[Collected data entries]
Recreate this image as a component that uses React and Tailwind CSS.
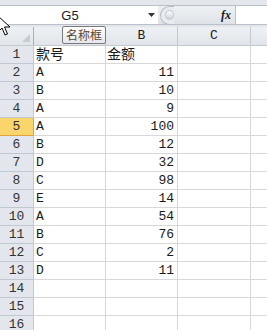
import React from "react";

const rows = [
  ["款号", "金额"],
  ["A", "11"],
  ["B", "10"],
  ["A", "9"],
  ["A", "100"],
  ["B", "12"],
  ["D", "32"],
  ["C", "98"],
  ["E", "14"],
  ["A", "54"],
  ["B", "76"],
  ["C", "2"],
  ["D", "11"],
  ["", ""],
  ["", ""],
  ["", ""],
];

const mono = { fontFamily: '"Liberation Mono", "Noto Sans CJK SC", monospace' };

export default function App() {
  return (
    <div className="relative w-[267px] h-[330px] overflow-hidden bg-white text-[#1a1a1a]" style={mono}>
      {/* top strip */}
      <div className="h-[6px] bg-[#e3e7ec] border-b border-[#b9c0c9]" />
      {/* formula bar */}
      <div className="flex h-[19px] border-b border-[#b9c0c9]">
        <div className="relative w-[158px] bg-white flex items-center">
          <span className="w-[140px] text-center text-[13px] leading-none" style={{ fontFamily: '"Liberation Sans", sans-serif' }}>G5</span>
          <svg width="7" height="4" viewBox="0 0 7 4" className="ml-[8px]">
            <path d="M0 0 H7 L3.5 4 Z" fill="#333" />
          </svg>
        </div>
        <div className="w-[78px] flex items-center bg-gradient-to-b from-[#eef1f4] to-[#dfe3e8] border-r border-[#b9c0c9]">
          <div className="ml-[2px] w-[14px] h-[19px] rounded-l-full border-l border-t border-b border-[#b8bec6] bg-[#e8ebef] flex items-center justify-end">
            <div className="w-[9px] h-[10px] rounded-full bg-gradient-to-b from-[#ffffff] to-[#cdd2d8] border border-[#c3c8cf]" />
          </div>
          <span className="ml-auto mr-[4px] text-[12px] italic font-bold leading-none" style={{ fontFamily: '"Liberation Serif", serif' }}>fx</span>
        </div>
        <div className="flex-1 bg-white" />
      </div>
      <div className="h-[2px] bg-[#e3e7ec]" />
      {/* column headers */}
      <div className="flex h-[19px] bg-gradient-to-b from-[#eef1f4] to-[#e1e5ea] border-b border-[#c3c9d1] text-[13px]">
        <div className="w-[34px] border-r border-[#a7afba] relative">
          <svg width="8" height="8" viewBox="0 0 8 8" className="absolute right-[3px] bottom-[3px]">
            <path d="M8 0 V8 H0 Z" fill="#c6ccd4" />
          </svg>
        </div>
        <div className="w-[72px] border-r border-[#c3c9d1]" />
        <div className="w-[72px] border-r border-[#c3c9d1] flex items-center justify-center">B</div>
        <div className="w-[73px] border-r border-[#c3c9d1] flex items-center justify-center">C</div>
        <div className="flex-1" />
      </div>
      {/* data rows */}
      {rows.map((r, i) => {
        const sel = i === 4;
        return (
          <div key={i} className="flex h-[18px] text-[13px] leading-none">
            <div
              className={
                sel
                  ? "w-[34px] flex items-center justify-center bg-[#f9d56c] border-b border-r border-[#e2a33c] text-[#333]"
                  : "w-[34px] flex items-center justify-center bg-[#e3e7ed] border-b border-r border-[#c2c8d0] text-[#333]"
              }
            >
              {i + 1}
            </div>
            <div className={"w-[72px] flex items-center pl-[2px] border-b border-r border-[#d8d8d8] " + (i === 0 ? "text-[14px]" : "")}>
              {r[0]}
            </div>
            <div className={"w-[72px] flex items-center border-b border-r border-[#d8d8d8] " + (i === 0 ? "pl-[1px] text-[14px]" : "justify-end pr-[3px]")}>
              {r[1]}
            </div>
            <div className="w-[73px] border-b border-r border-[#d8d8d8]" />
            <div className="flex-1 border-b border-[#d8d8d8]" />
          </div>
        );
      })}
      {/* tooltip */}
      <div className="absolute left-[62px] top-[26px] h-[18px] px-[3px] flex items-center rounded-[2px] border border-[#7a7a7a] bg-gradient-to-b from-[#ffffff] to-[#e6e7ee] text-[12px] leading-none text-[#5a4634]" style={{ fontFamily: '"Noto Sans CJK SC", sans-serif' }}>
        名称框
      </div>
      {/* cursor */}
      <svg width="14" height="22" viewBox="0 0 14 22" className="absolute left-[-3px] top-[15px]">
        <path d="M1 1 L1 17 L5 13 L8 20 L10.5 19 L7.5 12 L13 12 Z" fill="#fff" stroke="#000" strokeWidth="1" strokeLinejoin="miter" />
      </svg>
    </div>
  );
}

...

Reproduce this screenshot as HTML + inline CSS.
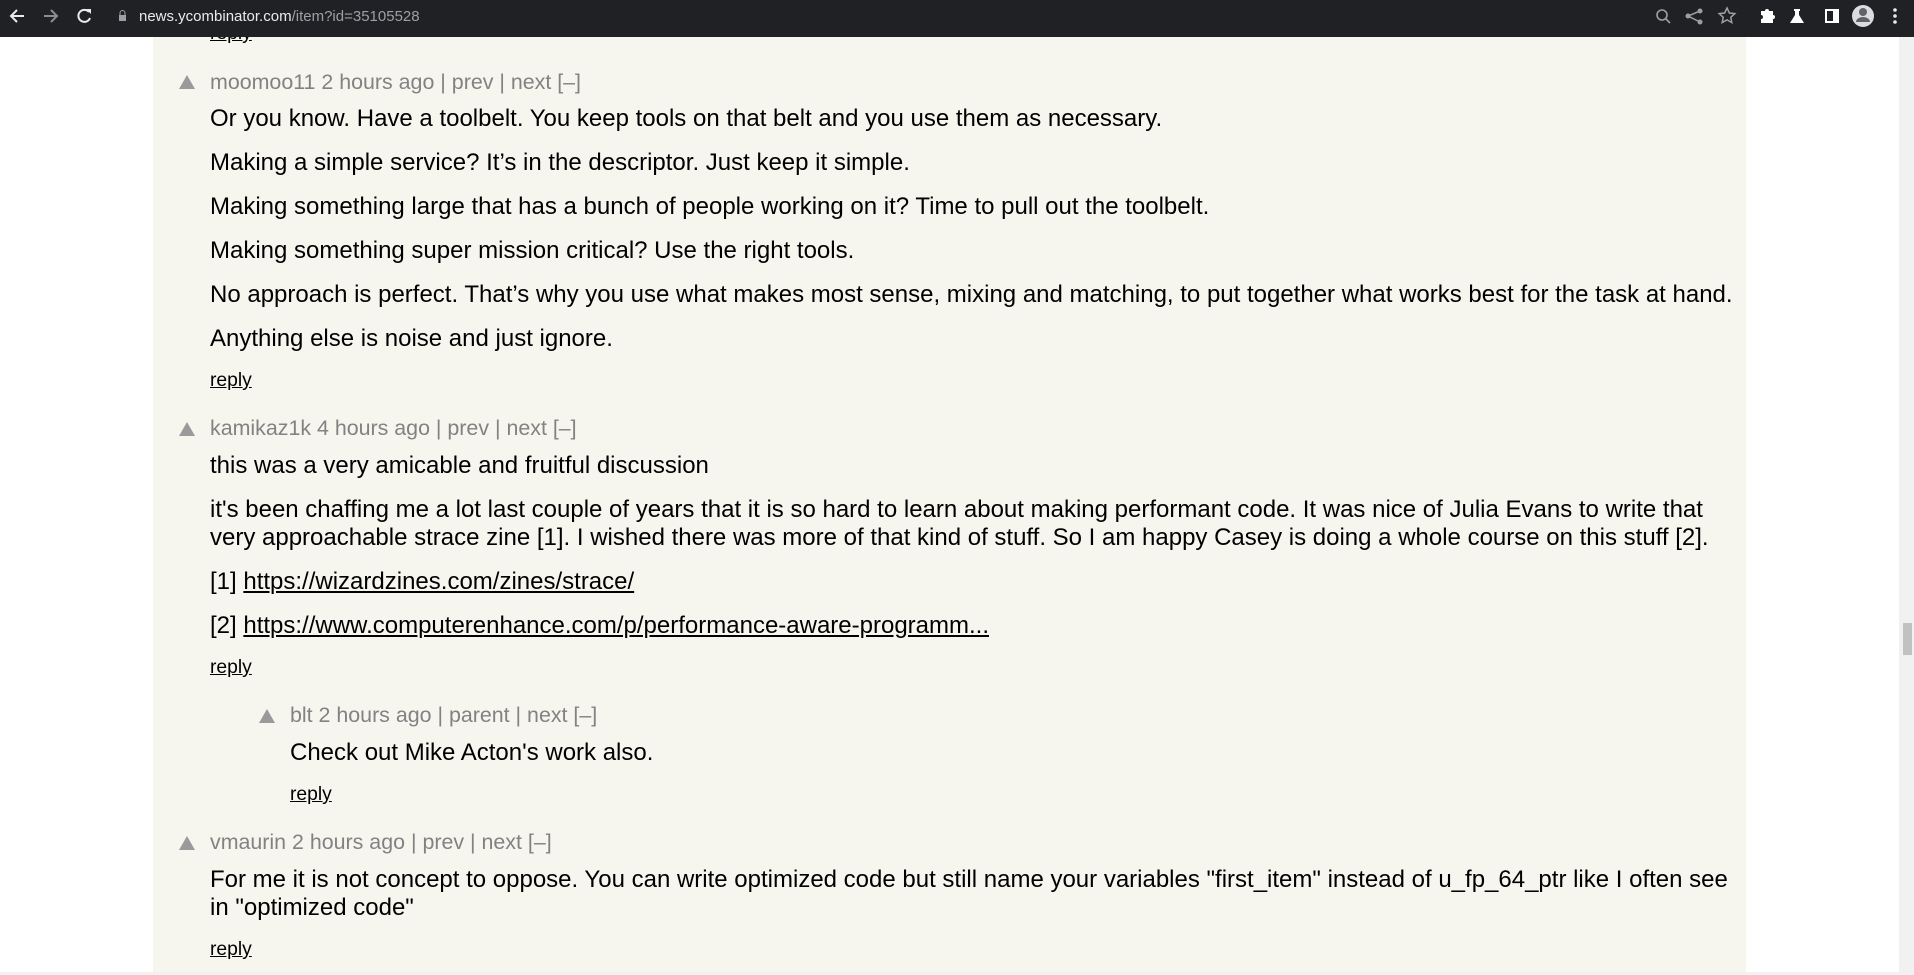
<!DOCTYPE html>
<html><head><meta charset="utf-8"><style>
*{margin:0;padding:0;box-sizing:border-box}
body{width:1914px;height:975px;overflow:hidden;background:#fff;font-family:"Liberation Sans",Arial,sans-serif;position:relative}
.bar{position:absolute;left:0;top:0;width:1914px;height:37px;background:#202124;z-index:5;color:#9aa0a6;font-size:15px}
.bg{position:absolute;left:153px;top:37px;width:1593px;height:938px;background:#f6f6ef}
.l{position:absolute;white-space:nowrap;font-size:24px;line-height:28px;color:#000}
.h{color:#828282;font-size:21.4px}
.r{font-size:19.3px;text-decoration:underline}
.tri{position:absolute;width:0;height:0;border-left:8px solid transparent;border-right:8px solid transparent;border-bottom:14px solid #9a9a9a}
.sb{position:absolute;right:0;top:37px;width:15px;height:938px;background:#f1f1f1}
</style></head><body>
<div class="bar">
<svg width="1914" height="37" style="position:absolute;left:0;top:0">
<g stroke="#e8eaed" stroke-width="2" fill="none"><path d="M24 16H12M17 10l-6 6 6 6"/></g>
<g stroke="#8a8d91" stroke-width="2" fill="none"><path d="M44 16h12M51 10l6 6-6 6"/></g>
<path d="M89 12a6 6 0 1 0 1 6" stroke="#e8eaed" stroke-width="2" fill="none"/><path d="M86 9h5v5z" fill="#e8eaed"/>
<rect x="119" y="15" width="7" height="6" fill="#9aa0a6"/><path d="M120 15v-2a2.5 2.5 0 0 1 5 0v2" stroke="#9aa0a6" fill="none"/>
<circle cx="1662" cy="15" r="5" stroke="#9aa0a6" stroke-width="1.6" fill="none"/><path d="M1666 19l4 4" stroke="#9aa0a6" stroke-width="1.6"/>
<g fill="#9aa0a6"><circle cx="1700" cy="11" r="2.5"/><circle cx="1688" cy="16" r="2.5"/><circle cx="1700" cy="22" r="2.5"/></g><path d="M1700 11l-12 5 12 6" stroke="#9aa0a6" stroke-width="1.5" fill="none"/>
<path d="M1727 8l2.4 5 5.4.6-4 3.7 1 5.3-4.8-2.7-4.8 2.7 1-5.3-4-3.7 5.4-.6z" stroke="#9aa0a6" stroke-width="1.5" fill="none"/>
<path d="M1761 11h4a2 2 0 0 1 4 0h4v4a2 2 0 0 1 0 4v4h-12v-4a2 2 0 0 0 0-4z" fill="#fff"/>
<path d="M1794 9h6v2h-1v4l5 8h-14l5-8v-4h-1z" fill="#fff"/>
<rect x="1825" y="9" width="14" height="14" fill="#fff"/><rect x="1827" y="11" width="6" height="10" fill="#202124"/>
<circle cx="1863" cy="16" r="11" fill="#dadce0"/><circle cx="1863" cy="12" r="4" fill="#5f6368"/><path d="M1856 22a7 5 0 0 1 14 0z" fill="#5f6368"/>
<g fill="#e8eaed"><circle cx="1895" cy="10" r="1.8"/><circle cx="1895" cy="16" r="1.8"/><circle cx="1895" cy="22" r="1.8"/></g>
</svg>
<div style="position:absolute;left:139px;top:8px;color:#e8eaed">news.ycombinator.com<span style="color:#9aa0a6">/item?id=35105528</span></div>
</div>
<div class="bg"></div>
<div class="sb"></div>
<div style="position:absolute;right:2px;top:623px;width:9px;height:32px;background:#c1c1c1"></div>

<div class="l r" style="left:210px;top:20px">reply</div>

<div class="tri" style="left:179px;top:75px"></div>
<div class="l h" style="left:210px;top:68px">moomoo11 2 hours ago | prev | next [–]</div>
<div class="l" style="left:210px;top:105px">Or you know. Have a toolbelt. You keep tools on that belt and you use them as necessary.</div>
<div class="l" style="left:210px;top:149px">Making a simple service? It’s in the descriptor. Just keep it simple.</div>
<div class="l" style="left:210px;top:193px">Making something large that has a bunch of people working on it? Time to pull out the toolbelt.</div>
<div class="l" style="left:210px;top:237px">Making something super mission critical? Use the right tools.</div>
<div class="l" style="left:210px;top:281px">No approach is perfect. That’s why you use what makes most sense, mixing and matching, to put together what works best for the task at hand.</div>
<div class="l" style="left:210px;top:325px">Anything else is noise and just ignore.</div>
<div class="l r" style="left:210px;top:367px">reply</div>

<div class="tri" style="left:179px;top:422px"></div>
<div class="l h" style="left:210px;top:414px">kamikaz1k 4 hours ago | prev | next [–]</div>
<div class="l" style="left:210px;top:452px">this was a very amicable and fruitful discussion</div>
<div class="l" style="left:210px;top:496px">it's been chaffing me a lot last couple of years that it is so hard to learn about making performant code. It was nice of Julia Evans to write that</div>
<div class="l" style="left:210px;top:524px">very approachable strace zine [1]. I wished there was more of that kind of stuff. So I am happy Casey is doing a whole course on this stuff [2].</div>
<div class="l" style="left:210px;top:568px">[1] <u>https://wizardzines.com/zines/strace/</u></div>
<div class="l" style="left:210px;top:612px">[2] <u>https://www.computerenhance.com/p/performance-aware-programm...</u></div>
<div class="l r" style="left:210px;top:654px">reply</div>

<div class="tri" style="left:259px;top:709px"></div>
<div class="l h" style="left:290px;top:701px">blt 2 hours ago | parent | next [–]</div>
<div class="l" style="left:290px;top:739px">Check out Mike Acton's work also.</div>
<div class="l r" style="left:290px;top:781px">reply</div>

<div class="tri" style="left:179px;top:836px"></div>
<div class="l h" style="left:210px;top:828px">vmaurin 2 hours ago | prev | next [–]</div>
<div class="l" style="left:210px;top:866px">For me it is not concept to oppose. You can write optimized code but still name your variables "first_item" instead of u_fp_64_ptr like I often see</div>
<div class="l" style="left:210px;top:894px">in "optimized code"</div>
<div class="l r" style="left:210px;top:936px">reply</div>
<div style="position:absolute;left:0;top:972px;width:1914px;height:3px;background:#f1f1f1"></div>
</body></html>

--

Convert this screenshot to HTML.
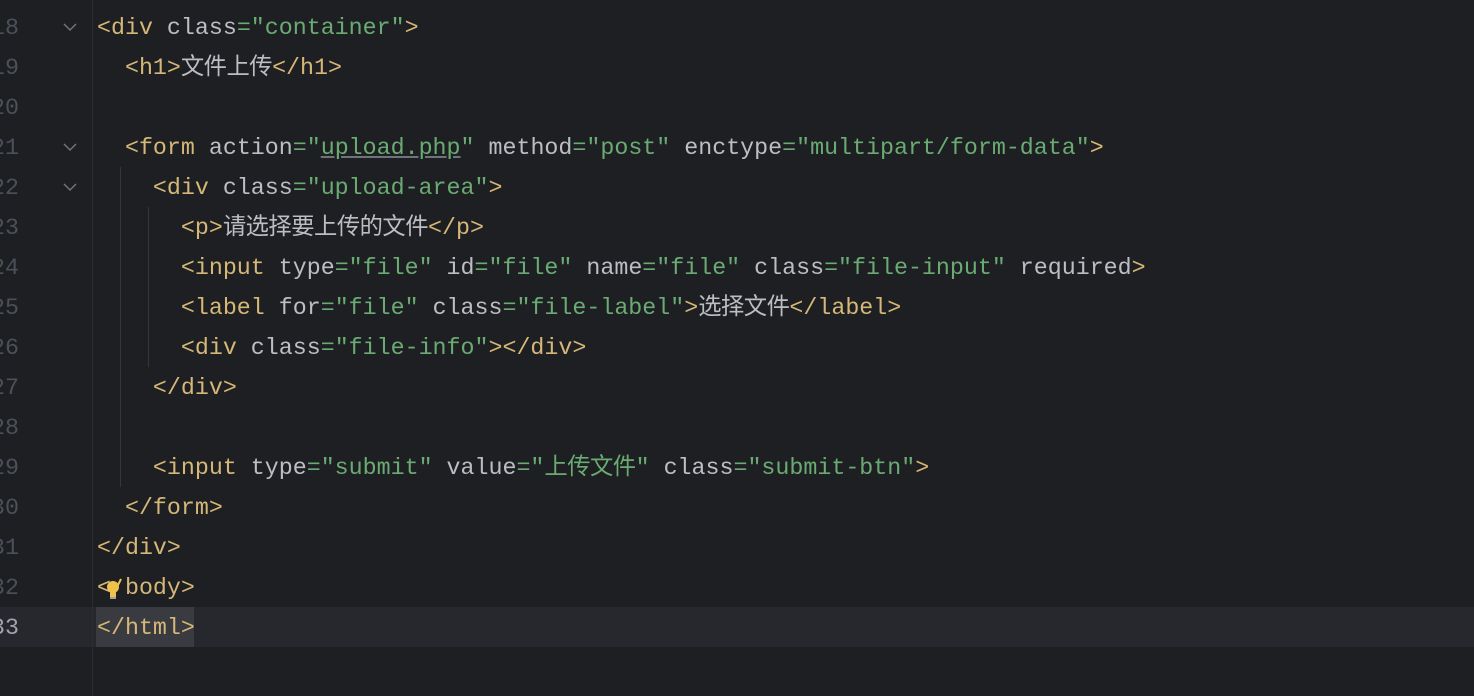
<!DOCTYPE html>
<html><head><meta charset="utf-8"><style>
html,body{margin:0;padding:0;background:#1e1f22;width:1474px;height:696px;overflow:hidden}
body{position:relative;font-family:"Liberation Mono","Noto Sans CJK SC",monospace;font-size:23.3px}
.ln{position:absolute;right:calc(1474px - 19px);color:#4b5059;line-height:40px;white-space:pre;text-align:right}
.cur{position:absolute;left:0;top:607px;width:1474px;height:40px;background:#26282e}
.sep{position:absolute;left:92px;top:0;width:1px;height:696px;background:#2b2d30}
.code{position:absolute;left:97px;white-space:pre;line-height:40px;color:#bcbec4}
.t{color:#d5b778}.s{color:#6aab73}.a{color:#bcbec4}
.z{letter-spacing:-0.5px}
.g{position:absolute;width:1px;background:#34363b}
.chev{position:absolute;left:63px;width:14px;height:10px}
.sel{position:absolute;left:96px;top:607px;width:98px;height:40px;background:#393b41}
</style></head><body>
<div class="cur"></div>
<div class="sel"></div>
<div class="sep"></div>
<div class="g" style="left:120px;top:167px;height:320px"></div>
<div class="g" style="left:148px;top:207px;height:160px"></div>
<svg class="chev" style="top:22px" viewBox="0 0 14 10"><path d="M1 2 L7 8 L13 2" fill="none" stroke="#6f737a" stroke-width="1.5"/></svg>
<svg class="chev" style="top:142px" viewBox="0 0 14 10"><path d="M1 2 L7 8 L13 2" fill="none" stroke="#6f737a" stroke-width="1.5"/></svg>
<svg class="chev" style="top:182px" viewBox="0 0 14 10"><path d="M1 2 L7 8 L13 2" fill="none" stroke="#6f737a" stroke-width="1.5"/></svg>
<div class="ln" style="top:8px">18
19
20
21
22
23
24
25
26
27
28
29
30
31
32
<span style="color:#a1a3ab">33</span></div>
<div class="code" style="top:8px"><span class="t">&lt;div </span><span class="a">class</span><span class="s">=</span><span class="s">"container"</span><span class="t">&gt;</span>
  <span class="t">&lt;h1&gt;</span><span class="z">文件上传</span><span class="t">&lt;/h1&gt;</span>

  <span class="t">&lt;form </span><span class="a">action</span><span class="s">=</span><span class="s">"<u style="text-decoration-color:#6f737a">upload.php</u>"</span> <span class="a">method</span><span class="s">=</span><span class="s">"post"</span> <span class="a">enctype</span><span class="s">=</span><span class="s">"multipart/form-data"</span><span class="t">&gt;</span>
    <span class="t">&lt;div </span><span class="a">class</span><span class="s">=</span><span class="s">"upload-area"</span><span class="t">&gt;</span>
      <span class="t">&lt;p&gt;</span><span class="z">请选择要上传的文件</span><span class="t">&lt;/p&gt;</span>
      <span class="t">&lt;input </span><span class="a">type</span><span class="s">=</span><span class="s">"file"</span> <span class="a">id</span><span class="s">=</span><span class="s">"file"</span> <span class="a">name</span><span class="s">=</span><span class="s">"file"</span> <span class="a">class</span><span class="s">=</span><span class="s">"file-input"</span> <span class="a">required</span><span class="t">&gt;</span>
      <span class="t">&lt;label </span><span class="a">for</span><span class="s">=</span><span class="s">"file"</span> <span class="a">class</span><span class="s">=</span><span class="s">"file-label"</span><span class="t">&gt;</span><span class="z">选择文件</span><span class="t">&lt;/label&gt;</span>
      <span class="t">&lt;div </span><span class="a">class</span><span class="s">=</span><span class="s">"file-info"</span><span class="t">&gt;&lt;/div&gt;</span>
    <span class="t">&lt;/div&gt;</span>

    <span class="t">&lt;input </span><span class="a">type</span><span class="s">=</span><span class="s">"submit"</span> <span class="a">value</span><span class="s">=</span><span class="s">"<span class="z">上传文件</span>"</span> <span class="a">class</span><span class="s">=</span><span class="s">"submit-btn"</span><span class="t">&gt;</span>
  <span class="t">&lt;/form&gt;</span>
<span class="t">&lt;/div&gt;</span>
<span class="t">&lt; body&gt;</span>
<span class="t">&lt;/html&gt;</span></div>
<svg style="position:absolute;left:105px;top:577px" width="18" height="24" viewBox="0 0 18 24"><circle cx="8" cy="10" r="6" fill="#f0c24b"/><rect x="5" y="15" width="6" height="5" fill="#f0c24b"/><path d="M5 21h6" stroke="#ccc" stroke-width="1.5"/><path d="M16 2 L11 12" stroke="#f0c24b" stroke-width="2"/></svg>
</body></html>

TASK OBJECTIVE: Give again, word for word, only the lines starting at the line with "Recreate this image" and ending at the line with "import React from", keeping both end lines; pictures stay out.

RESPONSE TO THE TASK:
Recreate this image as a component that uses React and Tailwind CSS.
import React from "react";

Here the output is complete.